Monday, February 20, 2012

Dear Walking Dead TV Writers

Dear Walking Dead TV Writers,


        I hate zombie times. Zombies times is shit-my-pants times. Zombies times is scary times. I hate zombies so much that if I see someone dressed as a zombie on Halloween I run screaming in the other direction. (You think I'm joking.) Even though zombies scare me, I am hooked on your show.

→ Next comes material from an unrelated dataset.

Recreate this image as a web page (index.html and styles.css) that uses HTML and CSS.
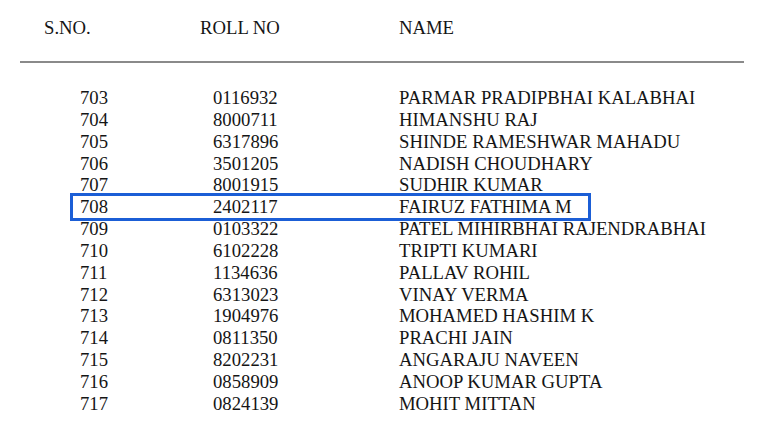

        That being said...


        ZOMBIE TIMES IS NOT SOAP OPERA TIMES. I thought I signed up to watch a show about humans fighting zombies when really it's like watching As The World Turns or some shit like that. Here are some things I would like to see happen before the end of the season




  1.  Do NOT have the pregnant chick make decisions! She's hormonal and doesn't know what she's doing. If anything, have a zombie eat the fetus. 
  2.  Stop fucking up Glen's love life. He doesn't have a lot of options in zombie times so a moral compass is not something he needs to gain. 
  3. More Boondock Saints guy!!! He made a fucking necklace out of ears, of ears, and then disappeared from the show.
  4. Who's the chick that's in shock laying in the bed? Where did she come from and why do we care? 
  5. As much as I hate to say it MORE ZOMBIES. MORE ZOMBIE FIGHTS AND DID I MENTION MORE ZOMBIES. 
        Dare I compare your show o Walking Dead TV writers to that of Lost where they fell so high and so hard and fucked everything after the first couple of seasons? You have comic books to follow. Stop trying to put your own creative spin on things and follow the comics. Without the brilliance of those writers you wouldn't have a job. 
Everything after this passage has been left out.